Segundo os programas anti-sequestro do Ministério da Defesa colombianos, no ano passado foram registrados 298 casos do crime no país. Desses, 187 foram para fins de extorsão econômica. Cerca de 40% são atribuídos à delinqüência comum, 36% às Farc e ao Exército de Libertação Nacional (ELN), 4% às "bandas criminais" (cartéis de drogas, apelidados de "Bacrim" pelo governo) e a paramilitares. O governo também estima que 258 vítimas já foram soltas ou morreram em cativeiro, mas outras 40 continuam em poder dos grupos ilegais.

Economia das guerrilhas
Segundo analistas ouvidos pela BBC Brasil, o sequestro extorsivo vem sendo usado historicamente como fonte de renda dos grupos armados em ação no país, antes mesmo do envolvimento com o narcotráfico nos anos 90.
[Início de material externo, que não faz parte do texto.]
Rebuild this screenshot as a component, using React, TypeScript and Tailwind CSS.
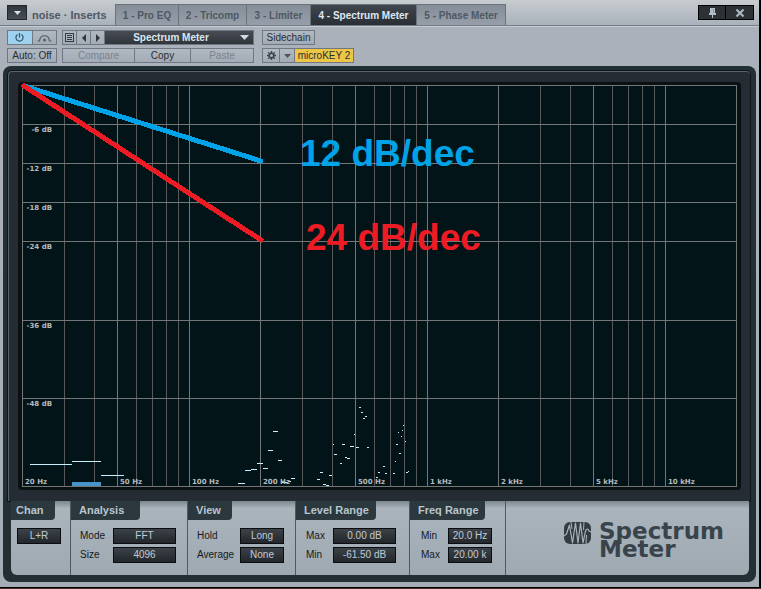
import { clsx } from "clsx";

const inserts = [
  { name: "1 - Pro EQ", width: "w-[63px]" },
  { name: "2 - Tricomp", width: "w-[68px]" },
  { name: "3 - Limiter", width: "w-[64px]" },
  { name: "4 - Spectrum Meter", width: "w-[106px]", active: true },
  { name: "5 - Phase Meter", width: "w-[89px]" },
];

const majorFreqs = [20, 50, 100, 200, 500, 1000, 2000, 5000, 10000, 20000];
const minorFreqs = [
  30, 40, 60, 70, 80, 90, 300, 400, 600, 700, 800, 900, 3000, 4000, 6000, 7000,
  8000, 9000,
];
const levels = [0, -6, -12, -18, -24, -36, -48, -61.5];

// measured bins: [start, y, length]
const trace = [
  [30, 464, 42], [72, 461, 29], [101, 475, 23], [238, 483, 7], [245, 470, 6],
  [251, 469, 6], [257, 463, 6], [263, 468, 5], [268, 450, 5], [273, 431, 5],
  [278, 460, 4], [282, 482, 6], [288, 481, 3], [291, 478, 4], [317, 479, 3],
  [320, 472, 3], [323, 484, 3], [326, 485, 3], [329, 475, 3], [333, 444, 1],
  [334, 454, 3], [340, 463, 2], [342, 444, 3], [345, 457, 2], [347, 458, 3],
  [350, 446, 4], [354, 434, 1], [356, 447, 3], [359, 407, 2], [361, 412, 2],
  [363, 418, 2], [365, 416, 2], [367, 447, 2], [376, 477, 2], [378, 472, 2],
  [383, 466, 2], [385, 473, 2], [393, 473, 2], [395, 461, 1], [396, 444, 2],
  [398, 432, 1], [399, 453, 2], [401, 436, 1], [402, 430, 1], [403, 425, 1],
  [405, 441, 1], [406, 472, 2], [408, 471, 1],
];

const freqX = (hz: number) => Math.ceil(22 + (714 * Math.log10(hz / 20)) / 3 - 0.01);
const levelY = (db: number) => Math.round(85 - db * 6.52);

const freqLabel = (hz: number) => (hz < 1000 ? `${hz} Hz` : `${hz / 1000} kHz`);

function Spectrum() {
  return (
    <svg
      viewBox="22 85 715 402"
      className="block h-auto w-full overflow-visible font-['DejaVu_Sans',sans-serif]"
    >
      <rect x="22" y="85" width="715" height="402" fill="#021417" />
      <g fill="#575959">
        {minorFreqs.map((hz) => (
          <rect key={hz} x={freqX(hz)} y="85" width="1" height="402" />
        ))}
      </g>
      <g fill="#747777">
        {levels.map((db) => (
          <rect key={db} x="22" y={levelY(db)} width="715" height="1" />
        ))}
        {majorFreqs.map((hz) => (
          <rect key={hz} x={freqX(hz)} y="85" width="1" height="402" />
        ))}
      </g>
      <rect x="72" y="482" width="29" height="4" fill="#4595c8" />
      <g fill="#c9efff">
        {trace.map(([x, y, w]) => (
          <rect key={x} x={x} y={y} width={w} height="1" />
        ))}
      </g>
      <g fill="#b4bbbf" fontSize="7" fontWeight="bold">
        {levels.slice(1, -1).map((db) => (
          <text key={db} x="52" y={levelY(db) + 8} textAnchor="end">
            {db} dB
          </text>
        ))}
        {majorFreqs.slice(0, -1).map((hz) => (
          <text key={hz} x={freqX(hz) + 3} y="484">
            {freqLabel(hz)}
          </text>
        ))}
      </g>
      <g strokeWidth="5" strokeLinecap="round" shapeRendering="crispEdges">
        <path d="M24 86L261 161" stroke="#00a2e8" />
        <path d="M24 86L261 240" stroke="#ed1c24" />
      </g>
      <g fontSize="37" fontWeight="bold" className="font-['Liberation_Sans',Arial,sans-serif]">
        <text x="300" y="166" fill="#00a2e8">12 dB/dec</text>
        <text x="306" y="250" fill="#ed1c24">24 dB/dec</text>
      </g>
    </svg>
  );
}

function Titlebar() {
  return (
    <header className="flex h-[26px] items-center border-b border-[#737b84] bg-linear-to-b from-[#c7cccf] to-[#a9b1bb] pr-[5px] pl-[7px]">
      <button
        aria-label="Window menu"
        className="flex h-[15px] w-5 items-center justify-center border border-[#23272c] bg-linear-to-b from-[#32363d] to-[#484d55]"
      >
        <svg width="7" height="4" viewBox="0 0 7 4">
          <path d="M0 0H7L3.5 4Z" fill="#d5e0e8" />
        </svg>
      </button>
      <h1 className="w-[88px] pt-1 pl-[5px] text-[11px] leading-4 font-bold whitespace-nowrap text-[#505861]">
        noise · Inserts
      </h1>
      <nav className="flex h-[21px] self-end border-t border-l border-[#6b737d]">
        {inserts.map((tab) => (
          <button
            key={tab.name}
            className={clsx(
              "border-r border-[#69717b] text-[10px] font-bold whitespace-nowrap",
              tab.width,
              tab.active
                ? "bg-linear-to-b from-[#41464e] to-[#2a2e35] text-[#dfe9f1]"
                : "bg-linear-to-b from-[#858e99] to-[#959ea9] text-[#505862]"
            )}
          >
            {tab.name}
          </button>
        ))}
      </nav>
      <div className="ml-auto flex h-[15px] divide-x divide-black border border-black bg-[#2c3136]">
        <button aria-label="Pin" className="flex w-[27px] items-center justify-center">
          <svg width="7" height="10" viewBox="0 0 7 10" fill="#b2bdc5">
            <path d="M1 0H6V5H7V7H0V5H1Z" />
            <path d="M3 7H4V10H3Z" />
            <path d="M4 1H5V5H4Z" fill="#8a959d" />
          </svg>
        </button>
        <button aria-label="Close" className="flex w-[27px] items-center justify-center">
          <svg width="8" height="8" viewBox="0 0 8 8" stroke="#aeb9c1" strokeWidth="2">
            <path d="M0.5 0.5L7.5 7.5M7.5 0.5L0.5 7.5" />
          </svg>
        </button>
      </div>
    </header>
  );
}

const group =
  "flex h-[15px] divide-x divide-[#6f7782] border border-[#6f7782] bg-linear-to-b from-[#b0b8c2] to-[#a3abb6]";

function Toolbar() {
  return (
    <div className="flex border-t border-[#c5cbd1] px-[7px] pt-[3px] pb-[3px] text-[10px] text-[#292e34]">
      <div className="mr-[5px] flex w-[50px] flex-col gap-[3px]">
        <div className={group}>
          <button aria-label="Power" className="flex flex-1 items-center justify-center bg-[#9ed2ef]">
            <svg width="9" height="9" viewBox="0 0 9 9" fill="none" stroke="#35556a" strokeWidth="1.2">
              <path d="M2.6 1.4A3.6 3.6 0 1 0 6.4 1.4M4.5 0V4.5" />
            </svg>
          </button>
          <button aria-label="Bypass" className="flex flex-1 items-center justify-center">
            <svg width="15" height="8" viewBox="0 0 15 8" fill="none" stroke="#555d67" strokeWidth="1.2">
              <path d="M0.5 7H2.5C3 0 12 0 12.5 7H14.5" />
              <circle cx="7.5" cy="6" r="1.5" fill="#555d67" stroke="none" />
            </svg>
          </button>
        </div>
        <button className="h-[15px] border border-[#6f7782] bg-linear-to-b from-[#b0b8c2] to-[#a3abb6] leading-3 whitespace-nowrap">
          Auto: Off
        </button>
      </div>

      <div className="mr-2 flex w-48 flex-col gap-[3px]">
        <div className={group}>
          <button aria-label="Preset list" className="flex w-[14px] items-center justify-center">
            <svg width="9" height="9" viewBox="0 0 9 9" fill="#333a42">
              <path d="M0 0H9V9H0ZM1 1V8H8V1Z" fillRule="evenodd" />
              <path d="M2 2H7V3H2ZM2 4H7V5H2ZM2 6H7V7H2Z" />
            </svg>
          </button>
          <button aria-label="Previous preset" className="flex w-[14px] items-center justify-center">
            <svg width="4" height="8" viewBox="0 0 4 8">
              <path d="M4 0V8L0 4Z" fill="#30363d" />
            </svg>
          </button>
          <button aria-label="Next preset" className="flex w-[14px] items-center justify-center">
            <svg width="4" height="8" viewBox="0 0 4 8">
              <path d="M0 0V8L4 4Z" fill="#30363d" />
            </svg>
          </button>
          <div className="relative flex-1 bg-linear-to-b from-[#484d55] to-[#30343b]">
            <select
              aria-label="Preset"
              className="block h-[13px] w-full appearance-none pr-4 text-[10px] leading-3 font-bold text-[#dce7ef] [text-align-last:center]"
            >
              <option>Spectrum Meter</option>
            </select>
            <svg
              width="9"
              height="5"
              viewBox="0 0 9 5"
              className="pointer-events-none absolute top-1 right-1"
            >
              <path d="M0 0H9L4.5 5Z" fill="#d0dbe3" />
            </svg>
          </div>
        </div>
        <div className={group}>
          <button disabled className="w-[72px] leading-3 text-[#7b838e]">Compare</button>
          <button className="w-14 leading-3">Copy</button>
          <button disabled className="flex-1 leading-3 text-[#7b838e]">Paste</button>
        </div>
      </div>

      <div className="flex flex-col items-start gap-[3px]">
        <button className="h-[15px] w-[53px] border border-[#6f7782] bg-linear-to-b from-[#b0b8c2] to-[#a3abb6] leading-3">
          Sidechain
        </button>
        <div className={group}>
          <button aria-label="Controller settings" className="flex w-[17px] items-center justify-center">
            <svg width="9" height="9" viewBox="0 0 9 9" stroke="#3c434b" fill="none">
              <circle cx="4.5" cy="4.5" r="2.3" strokeWidth="1.6" />
              <path
                d="M4.5 0V2M4.5 7V9M0 4.5H2M7 4.5H9M1.2 1.2L2.6 2.6M6.4 6.4L7.8 7.8M7.8 1.2L6.4 2.6M2.6 6.4L1.2 7.8"
                strokeWidth="1.3"
              />
            </svg>
          </button>
          <button aria-label="Controller menu" className="flex w-[15px] items-center justify-center">
            <svg width="7" height="4" viewBox="0 0 7 4">
              <path d="M0 0H7L3.5 4Z" fill="#4c535c" />
            </svg>
          </button>
          <button className="w-[58px] bg-[#edc646] leading-3 whitespace-nowrap">microKEY 2</button>
        </div>
      </div>
    </div>
  );
}

const valueBox =
  "block h-4 appearance-none border border-[#0b0e10] bg-linear-to-b from-[#3c4248] to-[#23272b] text-center text-[10px] leading-3 text-[#c0cbd4] [text-align-last:center]";

type FieldProps = { label: string; value: string; width: string; numeric?: boolean };

function Field({ label, value, width, numeric }: FieldProps) {
  return (
    <label className="flex items-center justify-between text-[10px] leading-4 text-[#15191d]">
      {label}
      {numeric ? (
        <input defaultValue={value} className={clsx(valueBox, width, "pb-px")} />
      ) : (
        <select className={clsx(valueBox, width)}>
          <option>{value}</option>
        </select>
      )}
    </label>
  );
}

type SectionProps = {
  title: string;
  width: string;
  tab: string;
  pad: string;
  children: React.ReactNode;
};

function Section({ title, width, tab, pad, children }: SectionProps) {
  return (
    <section className={clsx("border-r border-[#4e5962]", width)}>
      <h2
        className={clsx(
          "h-[19px] rounded-br-sm bg-[#2b383d] text-[11px] leading-[19px] font-bold whitespace-nowrap text-[#b9c6cd]",
          tab
        )}
      >
        {title}
      </h2>
      <div className={clsx("flex flex-col gap-[3px] pt-2", pad)}>{children}</div>
    </section>
  );
}

function Logo() {
  return (
    <div className="ml-auto flex gap-2 pt-[21px] pr-[25px]">
      <svg width="27" height="22" viewBox="0 0 27 22">
        <rect width="27" height="22" rx="6" fill="#343b42" />
        <path
          d="M0 14L2.500 12L5.500 3L8.500 21L11.500 1L14 21L16.500 1L19 21L21.500 9Q23.500 5 25 9L27 10"
          fill="none"
          stroke="#a9b2bb"
          strokeWidth="1.2"
          strokeLinejoin="round"
        />
        <path d="M7 0L8 7M20 0L19.500 8M22.500 13L22 22" stroke="#a9b2bb" strokeWidth="1" />
      </svg>
      <div className="font-['DejaVu_Sans',sans-serif] text-[23px] leading-[18px] font-bold text-[#39434a]">
        <div>Spectrum</div>
        <div>Meter</div>
      </div>
    </div>
  );
}

export default function App() {
  return (
    <div className="min-h-screen bg-[#3c3029] font-['Liberation_Sans',Arial,sans-serif]">
      <main className="border-r-2 border-b border-black bg-[#aab1bb]">
        <Titlebar />
        <Toolbar />
        <div className="bg-linear-to-b from-[#aab1bb] to-[#a4adb6] px-[3px] pb-[5px]">
          <div className="rounded-lg bg-[#222f33] pt-[5px] pr-[6px] pb-[7px] pl-[5px]">
            <div className="rounded-t-sm border-t border-l border-[#59646a] bg-[#262c33] pt-[10px] pr-[9px] pb-[11px] pl-[9px] shadow-[0_0_0_1px_#0e1619]">
              <div className="rounded-sm bg-[#0b1013] px-1 py-[3px]">
                <Spectrum />
              </div>
            </div>
            <footer className="mr-px ml-[3px] flex h-[74px] overflow-hidden rounded-b-md bg-linear-to-b from-[#7e878f] via-[#aab4bd] via-10% to-[#9fa9b2]">
              <Section title="Chan" width="w-[60px]" tab="w-11 pl-[5px]" pad="px-[6px]">
                <select aria-label="Channel" className={clsx(valueBox, "w-11")}>
                  <option>L+R</option>
                </select>
              </Section>
              <Section title="Analysis" width="w-[117px]" tab="w-[69px] pl-2" pad="pr-[11px] pl-[9px]">
                <Field label="Mode" value="FFT" width="w-[63px]" />
                <Field label="Size" value="4096" width="w-[63px]" />
              </Section>
              <Section title="View" width="w-[108px]" tab="w-11 pl-2" pad="pr-[11px] pl-[9px]">
                <Field label="Hold" value="Long" width="w-11" />
                <Field label="Average" value="None" width="w-11" />
              </Section>
              <Section title="Level Range" width="w-[114px]" tab="w-20 pl-2" pad="pr-[13px] pl-[10px]">
                <Field label="Max" value="0.00 dB" width="w-[63px]" numeric />
                <Field label="Min" value="-61.50 dB" width="w-[63px]" numeric />
              </Section>
              <Section title="Freq Range" width="w-[96px]" tab="w-[75px] pl-2" pad="pr-[13px] pl-[11px]">
                <Field label="Min" value="20.0 Hz" width="w-11" numeric />
                <Field label="Max" value="20.00 k" width="w-11" numeric />
              </Section>
              <Logo />
            </footer>
          </div>
        </div>
      </main>
    </div>
  );
}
"No caso das Farc, sabemos que a prática começou ainda nos anos 60, pouco depois de seu início", avalia o cientista político Ricardo García Duarte, diretor do Instituto para a Pedagogia, Paz e Conflito Urbano da Universidad Distrital IPAZUD.

Ele explica que não é possível quantificar a importância do sequestro econômico na economia das Farc. García afirma que as Farc abandonaram a prática porque viram que o custo político e humanitário era maior que o lucro.

"Na lei que foi revogada do Estatuto da Guerrilha, o comando chamava o sequestro de 'imposto dos ricos', numa maneira de justificar politicamente uma simples forma de obter recursos", diz. E completa: "Só que eles enxergaram que o custo humanitário e político, a rejeição da opinião pública e a pressão do governo saíam mais caros que os lucros da extorsão".

O pesquisador finaliza dizendo que a guerrilha sempre procurou atividades e regiões lucrativas. E que, agora, as Farc estão encontrando novas formas de renda, como o roubo de gado, falsificação de posse de terras agrícolas para venda e a mineração.

"Embora o narcotráfico seja a maior fonte de recursos, a mineração vem despontando. As Farc agem em duas frentes, assim como no caso do narco. Em uma, cobram impostos ou permissão para que as mineradoras, pequenas ou grandes, atuem em certa região. Na outra, eles mesmos estão explorando ilegalmente a atividade", comenta o analista.